On our last day, we tried to take it easy, but couldn’t help ourselves from slipping in a visit to the local market bazaar, and to the region’s best museum about the local cultures of the North East. Our main goal with the market was to purchase some sturdy cloth bags. These are draped across the forehead for locals to carry their groceries, which won’t be how we use them, but they have a nice thick strap. We were guided through the bazaar’s maze of shops by Deng, the family’s main house maid. As short as Stella, but quick as a sprinter, we fought to keep her in our line of sight as we dodged fellow shoppers and people transporting enormous goods by sheer ox-like strength. I couldn’t resist clicking photos, and Dan left wishing we had more time to spare to people watch and shop.

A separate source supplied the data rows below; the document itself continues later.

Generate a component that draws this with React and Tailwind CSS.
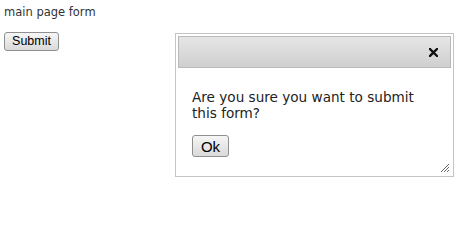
import React from 'react';

const btn =
  "border border-[#8f8f8f] rounded-[3px] bg-gradient-to-b from-[#f6f6f6] to-[#dadada] leading-none text-black font-['Liberation_Sans',Arial,sans-serif]";

export default function App() {
  return (
    <div className="w-[474px] h-[204px] bg-white relative font-['DejaVu_Sans',Verdana,sans-serif] text-[#333]">
      <div className="pl-[4px] pt-[5px] text-[11.5px] leading-[14px]">main page form</div>
      <div className="flex pl-[4px] pt-[13px]">
        <button className={`${btn} w-[55px] h-[19px] text-[12.5px]`}>Submit</button>
      </div>

      {/* Dialog */}
      <div className="absolute left-[175px] top-[33px] w-[279px] h-[144px] border border-[#c4c4c4] bg-white p-[2px]">
        <div className="h-[32px] border border-[#b9b9b9] bg-gradient-to-b from-[#e6e6e6] to-[#cfcfcf] flex items-center justify-end pr-[12px]">
          <svg width="9" height="9" viewBox="0 0 9 9">
            <path d="M1 1 L8 8 M8 1 L1 8" stroke="#111" strokeWidth="2.4" strokeLinecap="square" />
          </svg>
        </div>
        <div className="pl-[14px] pt-[21px] text-[13.6px] leading-[16px] text-[#222]">
          Are you sure you want to submit
          <br />
          this form?
        </div>
        <div className="flex pl-[14px] pt-[14px]">
          <button className={`${btn} w-[37px] h-[22px] text-[15px]`}>Ok</button>
        </div>
        <svg className="absolute right-[3px] bottom-[3px]" width="10" height="10" viewBox="0 0 10 10">
          <path d="M9 1 L1 9 M9 4 L4 9 M9 7 L7 9" stroke="#666" strokeWidth="1" />
        </svg>
      </div>
    </div>
  );
}
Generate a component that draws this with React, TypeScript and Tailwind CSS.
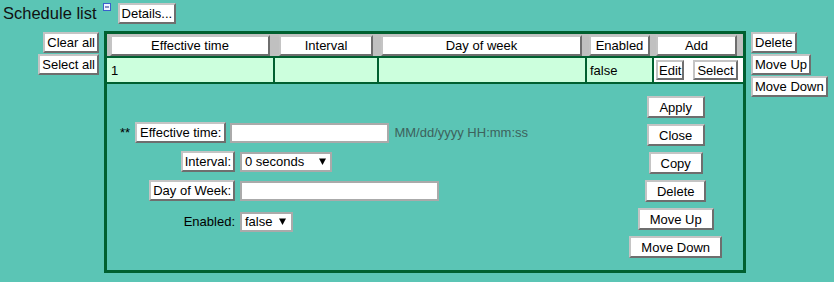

When it was finally time to say our goodbyes, Stella and Gabriel were dragging their feet, impeaching us to stay. They were so comfortable and happy in Anita and Phrang’s home, that they never even wanted to go on our many excursions. Here, we met not only Gavin’s immediate family, but many of his extended family, joining in a Christening party for a cousin’s baby boy, and learning how to play the popular Indian board game, carrom. We are very thankful for our trip to this part of India, which will leave us many fond memories. Special thanks to the Roy family for their abundant generosity, and for inviting our crazy family into your lives and making us feel at home.